• _Task prompt_
Reproduce exactly, with no pictures, each line from the opening of the material down through the line containing "flex h-full flex-col".

• _Provided data_

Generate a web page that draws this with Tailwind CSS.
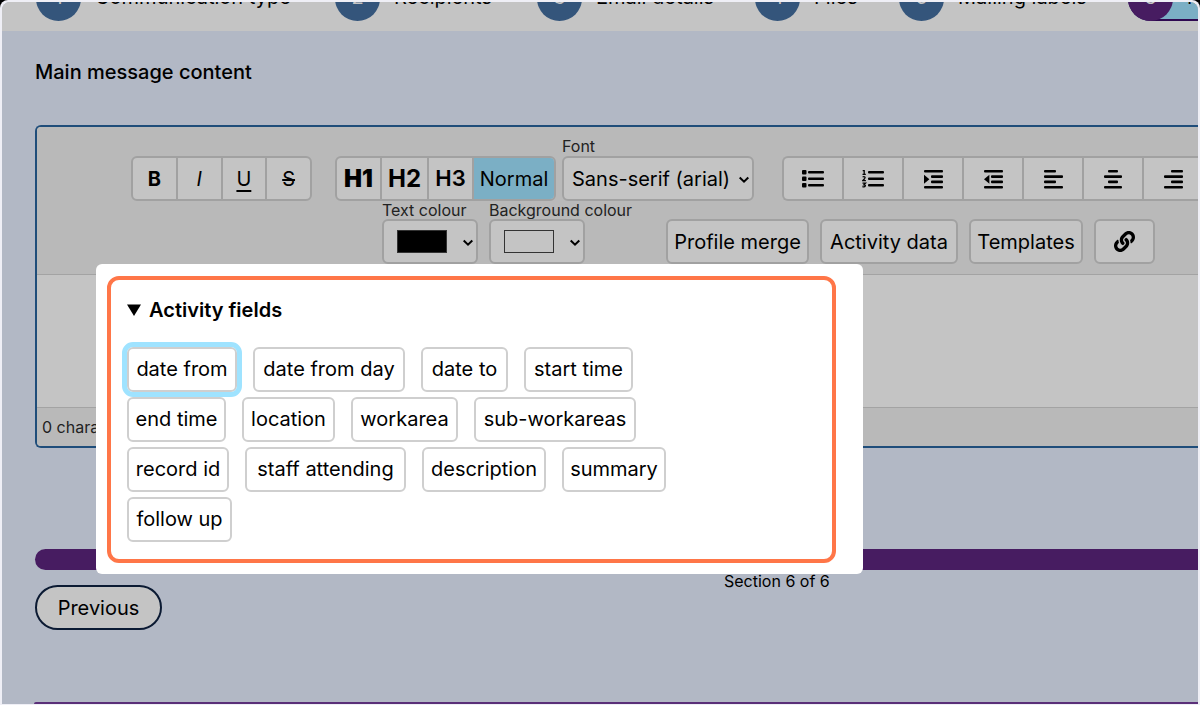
<!DOCTYPE html>
<html lang="en">
<head>
<meta charset="utf-8">
<title>Main message content</title>
<script src="https://cdn.jsdelivr.net/npm/@tailwindcss/browser@4"></script>
</head>
<body class="bg-black font-['Inter',sans-serif] text-black">
<div class="h-screen overflow-hidden rounded-t-lg bg-[#efeff6] px-0.5 pt-0.5 pb-px">
<div class="relative flex h-full flex-col overflow-hidden rounded-t-lg bg-[#b2b8c5]">

  <!-- Step navigation -->
  <nav class="flex h-[29px] shrink-0 items-end overflow-hidden bg-[#c4c4c4] pb-2.5 pl-[34px] text-xl whitespace-nowrap" aria-label="Steps">
    <a href="#" class="flex w-[299px] shrink-0 items-center gap-3.5"><span class="flex size-[45px] items-center justify-center rounded-full bg-[#34557b] pb-1 text-[#c4c4c4]">1</span><span class="pb-1">Communication type</span></a>
    <a href="#" class="flex w-[202px] shrink-0 items-center gap-3.5"><span class="flex size-[45px] items-center justify-center rounded-full bg-[#34557b] pb-1 text-[#c4c4c4]">2</span><span class="pb-1">Recipients</span></a>
    <a href="#" class="flex w-[218px] shrink-0 items-center gap-3.5"><span class="flex size-[45px] items-center justify-center rounded-full bg-[#34557b] pb-1 text-[#c4c4c4]">3</span><span class="pb-1">Email details</span></a>
    <a href="#" class="flex w-[144px] shrink-0 items-center gap-3.5"><span class="flex size-[45px] items-center justify-center rounded-full bg-[#34557b] pb-1 text-[#c4c4c4]">4</span><span class="pb-1">Files</span></a>
    <a href="#" class="flex w-[229px] shrink-0 items-center gap-3.5"><span class="flex size-[45px] items-center justify-center rounded-full bg-[#34557b] pb-1 text-[#c4c4c4]">5</span><span class="pb-1">Mailing labels</span></a>
    <a href="#" aria-current="step" class="flex shrink-0 items-center gap-3.5 rounded-full bg-[#7bafc5] pr-6 shadow-[inset_0_-2px_0_#2f0850]"><span class="flex size-[45px] items-center justify-center rounded-full bg-[#471c61] pb-1 text-[#c4c4c4]">6</span><span class="pb-1">Message</span></a>
  </nav>

  <main class="pt-[26px] pl-[33px]">
    <h1 class="text-xl leading-[30px] font-medium">Main message content</h1>

    <!-- Editor -->
    <section class="mt-[38px] rounded-l-md border-2 border-r-0 border-[#1f4d7a] bg-[#c4c4c4]">
      <div class="overflow-hidden rounded-tl border-b border-[#a3a3a3] bg-[#b9b9b9] pt-[9px] pb-2.5 whitespace-nowrap">
        <div class="flex items-end pl-[94px]">
          <div class="flex h-[45px] w-[181px] shrink-0 divide-x-2 divide-[#a1a1a1] overflow-hidden rounded-md border-2 border-[#a1a1a1] bg-[#c4c4c4] text-xl">
            <button class="flex-1 font-bold">B</button>
            <button class="flex-1 italic">I</button>
            <button class="flex-1 underline underline-offset-4">U</button>
            <button class="flex-1 line-through">S</button>
          </div>
          <div class="ml-[23px] flex h-[45px] shrink-0 divide-x-2 divide-[#a1a1a1] overflow-hidden rounded-md border-2 border-[#a1a1a1] bg-[#c4c4c4]">
            <button class="w-[45px] text-2xl font-black">H1</button>
            <button class="w-[47px] text-2xl font-bold">H2</button>
            <button class="w-[45px] text-[22px] font-semibold">H3</button>
            <button class="w-20 bg-[#7bafc5] text-xl">Normal</button>
          </div>
          <div class="ml-1.5 w-48 shrink-0">
            <label for="font" class="block text-base leading-5 text-[#222]">Font</label>
            <div class="relative">
              <select id="font" class="block h-[45px] w-full appearance-none rounded-md border-2 border-[#a1a1a1] bg-[#c4c4c4] pl-2 text-xl"><option>Sans-serif (arial)</option></select>
              <svg class="pointer-events-none absolute top-[19px] right-1 size-3" viewBox="0 0 12 12" fill="none" stroke="#000" stroke-width="2"><path d="M1.700 2.500 6 6.700l4.300-4.200"/></svg>
            </div>
          </div>
          <div class="ml-7 flex h-[45px] shrink-0 divide-x-2 divide-[#a1a1a1] overflow-hidden rounded-l-md border-2 border-r-0 border-[#a1a1a1] bg-[#c4c4c4]">
            <button aria-label="Bulleted list" class="flex w-15 items-center justify-center"><svg class="h-5 w-[22px]" viewBox="0 0 22 20" fill="#000"><rect x="0" y="1" width="4.500" height="4.500" rx="1"/><rect x="0" y="7.500" width="4.500" height="4.500" rx="1"/><rect x="0" y="14" width="4.500" height="4.500" rx="1"/><rect x="6" y="2" width="16" height="2.600" rx="1"/><rect x="6" y="8.500" width="16" height="2.600" rx="1"/><rect x="6" y="15" width="16" height="2.600" rx="1"/></svg></button>
            <button aria-label="Numbered list" class="flex w-15 items-center justify-center"><svg class="h-5 w-[22px]" viewBox="0 0 22 20" fill="#000"><g fill="none" stroke="#000" stroke-width="1.300"><path d="M.7 1.600h1.500v4M.5 5.400h3.300M.6 8c2-.9 3.300.3 1.700 2L.8 11.700h3.100M.5 14.200h3l-1.600 1.600c2.400 0 1.800 2.800-1.500 1.900"/></g><rect x="6" y="2" width="16" height="2.600" rx="1"/><rect x="6" y="8.500" width="16" height="2.600" rx="1"/><rect x="6" y="15" width="16" height="2.600" rx="1"/></svg></button>
            <button aria-label="Increase indent" class="flex w-15 items-center justify-center"><svg class="h-5 w-5" viewBox="0 0 20 20" fill="#000"><rect x="1" y="1" width="19" height="2.600" rx="1"/><rect x="8" y="6.300" width="12" height="2.600" rx="1"/><rect x="8" y="11.600" width="12" height="2.600" rx="1"/><rect x="1" y="16.900" width="19" height="2.600" rx="1"/><path d="M1 5.800v8.900l5.400-4.500z"/></svg></button>
            <button aria-label="Decrease indent" class="flex w-15 items-center justify-center"><svg class="h-5 w-5" viewBox="0 0 20 20" fill="#000"><rect x="1" y="1" width="19" height="2.600" rx="1"/><rect x="8" y="6.300" width="12" height="2.600" rx="1"/><rect x="8" y="11.600" width="12" height="2.600" rx="1"/><rect x="1" y="16.900" width="19" height="2.600" rx="1"/><path d="M6.400 5.800v8.900L1 10.200z"/></svg></button>
            <button aria-label="Align left" class="flex w-15 items-center justify-center"><svg class="h-5 w-5" viewBox="0 0 20 20" fill="#000"><rect x="1" y="1" width="12" height="2.600" rx="1"/><rect x="1" y="6.300" width="19" height="2.600" rx="1"/><rect x="1" y="11.600" width="12" height="2.600" rx="1"/><rect x="1" y="16.900" width="19" height="2.600" rx="1"/></svg></button>
            <button aria-label="Align centre" class="flex w-15 items-center justify-center"><svg class="h-5 w-5" viewBox="0 0 20 20" fill="#000"><rect x="5" y="1" width="10" height="2.600" rx="1"/><rect x="1" y="6.300" width="18" height="2.600" rx="1"/><rect x="5" y="11.600" width="10" height="2.600" rx="1"/><rect x="1" y="16.900" width="18" height="2.600" rx="1"/></svg></button>
            <button aria-label="Align right" class="flex w-15 items-center justify-center"><svg class="h-5 w-5" viewBox="0 0 20 20" fill="#000"><rect x="7" y="1" width="12" height="2.600" rx="1"/><rect x="0" y="6.300" width="19" height="2.600" rx="1"/><rect x="7" y="11.600" width="12" height="2.600" rx="1"/><rect x="0" y="16.900" width="19" height="2.600" rx="1"/></svg></button>
          </div>
        </div>
        <div class="flex items-end pl-[345px]">
          <div class="w-24 shrink-0">
            <label for="fg" class="block text-base leading-[18px] text-[#222]">Text colour</label>
            <div class="relative">
              <select id="fg" class="block h-[45px] w-full appearance-none rounded-md border-2 border-[#a1a1a1] bg-[#c4c4c4]"><option label=" " value="black"></option></select>
              <span class="pointer-events-none absolute top-[11px] left-[15px] h-[23px] w-[50px] border border-[#333] bg-black"></span>
              <svg class="pointer-events-none absolute top-[19px] right-1 size-3" viewBox="0 0 12 12" fill="none" stroke="#000" stroke-width="2"><path d="M1.700 2.500 6 6.700l4.300-4.200"/></svg>
            </div>
          </div>
          <div class="ml-[11px] w-24 shrink-0">
            <label for="bg" class="block text-base leading-[18px] text-[#222]">Background colour</label>
            <div class="relative">
              <select id="bg" class="block h-[45px] w-full appearance-none rounded-md border-2 border-[#a1a1a1] bg-[#c4c4c4]"><option label=" " value="white"></option></select>
              <span class="pointer-events-none absolute top-[11px] left-[15px] h-[23px] w-[50px] border border-[#333]"></span>
              <svg class="pointer-events-none absolute top-[19px] right-1 size-3" viewBox="0 0 12 12" fill="none" stroke="#000" stroke-width="2"><path d="M1.700 2.500 6 6.700l4.300-4.200"/></svg>
            </div>
          </div>
          <div class="ml-[81px] flex shrink-0 gap-[11px] text-xl">
            <button class="h-[45px] w-[143px] rounded-md border-2 border-[#a1a1a1] bg-[#c4c4c4]">Profile merge</button>
            <button class="h-[45px] w-[138px] rounded-md border-2 border-[#a1a1a1] bg-[#c4c4c4]">Activity data</button>
            <button class="h-[45px] w-[114px] rounded-md border-2 border-[#a1a1a1] bg-[#c4c4c4]">Templates</button>
            <button aria-label="Insert link" class="flex h-[45px] w-[61px] items-center justify-center rounded-md border-2 border-[#a1a1a1] bg-[#c4c4c4]"><svg class="size-[21px]" viewBox="0 0 512 512"><path d="M326.612 185.391c59.747 59.809 58.927 155.698.36 214.590-.110.120-.240.250-.360.370l-67.200 67.200c-59.270 59.270-155.699 59.262-214.960 0-59.270-59.260-59.270-155.700 0-214.960l37.106-37.106c9.840-9.840 26.786-3.300 27.294 10.606.648 17.722 3.826 35.527 9.690 52.721 1.986 5.822.567 12.262-3.783 16.612l-13.087 13.087c-28.026 28.026-28.905 73.660-1.155 101.960 28.024 28.579 74.086 28.749 102.325.510l67.200-67.190c28.191-28.191 28.073-73.757 0-101.830-3.701-3.694-7.429-6.564-10.341-8.569a16.037 16.037 0 0 1-6.947-12.606c-.396-10.567 3.348-21.456 11.698-29.806l21.054-21.055c5.521-5.521 14.182-6.199 20.584-1.731a152.482 152.482 0 0 1 20.522 17.197zM467.547 44.449c-59.261-59.262-155.690-59.270-214.960 0l-67.200 67.200c-.120.120-.250.250-.360.370-58.566 58.892-59.387 154.781.360 214.590a152.454 152.454 0 0 0 20.521 17.196c6.402 4.468 15.064 3.789 20.584-1.731l21.054-21.055c8.350-8.350 12.094-19.239 11.698-29.806a16.037 16.037 0 0 0-6.947-12.606c-2.912-2.005-6.640-4.875-10.341-8.569-28.073-28.073-28.191-73.639 0-101.830l67.200-67.190c28.239-28.239 74.300-28.069 102.325.510 27.750 28.300 26.872 73.934-1.155 101.960l-13.087 13.087c-4.350 4.350-5.769 10.790-3.783 16.612 5.864 17.194 9.042 34.999 9.690 52.721.509 13.906 17.454 20.446 27.294 10.606l37.106-37.106c59.271-59.259 59.271-155.699.001-214.959z"/></svg></button>
          </div>
        </div>
      </div>
      <div contenteditable="true" role="textbox" aria-label="Message" class="h-[132px]"></div>
      <div class="rounded-bl border-t border-[#a3a3a3] bg-[#b9b9b9] pl-[5px] text-base leading-[38px] text-[#222]">0 characters</div>
    </section>

    <!-- Section progress -->
    <div class="mt-[101px] h-[21px] rounded-l-full bg-[#471c61]"></div>
    <div class="flex items-start">
      <button class="mt-[15px] h-[45px] w-[127px] rounded-full border-2 border-[#0b1a33] bg-[#c4c4c4] text-xl">Previous</button>
      <p class="ml-[562px] pt-px text-base leading-5">Section 6 of 6</p>
    </div>
  </main>
  <div class="mt-auto ml-8 h-0.5 shrink-0 rounded-tl bg-[#5a2f78]"></div>

  <!-- Activity fields popup -->
  <div class="absolute top-[262px] left-[94px] w-[767px] rounded-md bg-white pt-3 pr-[27px] pb-[11px] pl-[11px]">
    <details open class="h-[287px] rounded-xl border-4 border-[#ff7648] px-4 pt-[15px]">
      <summary class="flex cursor-pointer list-none items-center gap-2 text-xl leading-[30px] font-semibold"><svg class="h-3 w-3.5" viewBox="0 0 14 12"><path d="M0 .5h14L7 12z"/></svg>Activity fields</summary>
      <div class="mt-[22px] flex flex-col gap-[5px] text-xl leading-[41px] whitespace-nowrap">
        <div class="flex gap-4">
          <button class="w-[110px] rounded-md border-2 border-[#cfcfcf] outline-[5px] outline-[#9fe3ff]">date from</button>
          <button class="w-[152px] rounded-md border-2 border-[#cfcfcf]">date from day</button>
          <button class="w-[87px] rounded-md border-2 border-[#cfcfcf]">date to</button>
          <button class="w-[109px] rounded-md border-2 border-[#cfcfcf]">start time</button>
        </div>
        <div class="flex gap-4">
          <button class="w-[99px] rounded-md border-2 border-[#cfcfcf]">end time</button>
          <button class="w-[93px] rounded-md border-2 border-[#cfcfcf]">location</button>
          <button class="w-[107px] rounded-md border-2 border-[#cfcfcf]">workarea</button>
          <button class="w-[162px] rounded-md border-2 border-[#cfcfcf]">sub-workareas</button>
        </div>
        <div class="flex gap-4">
          <button class="w-[102px] rounded-md border-2 border-[#cfcfcf]">record id</button>
          <button class="w-[161px] rounded-md border-2 border-[#cfcfcf]">staff attending</button>
          <button class="w-[124px] rounded-md border-2 border-[#cfcfcf]">description</button>
          <button class="w-[104px] rounded-md border-2 border-[#cfcfcf]">summary</button>
        </div>
        <div class="flex gap-4">
          <button class="w-[105px] rounded-md border-2 border-[#cfcfcf]">follow up</button>
        </div>
      </div>
    </details>
  </div>
</div>
</div>
</body>
</html>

• _Expected output_
Generate a web page that draws this with Tailwind CSS.
<!DOCTYPE html>
<html lang="en">
<head>
<meta charset="utf-8">
<title>Main message content</title>
<script src="https://cdn.jsdelivr.net/npm/@tailwindcss/browser@4"></script>
</head>
<body class="bg-black font-['Inter',sans-serif] text-black">
<div class="h-screen overflow-hidden rounded-t-lg bg-[#efeff6] px-0.5 pt-0.5 pb-px">
<div class="relative flex h-full flex-col overflow-hidden rounded-t-lg bg-[#b2b8c5]">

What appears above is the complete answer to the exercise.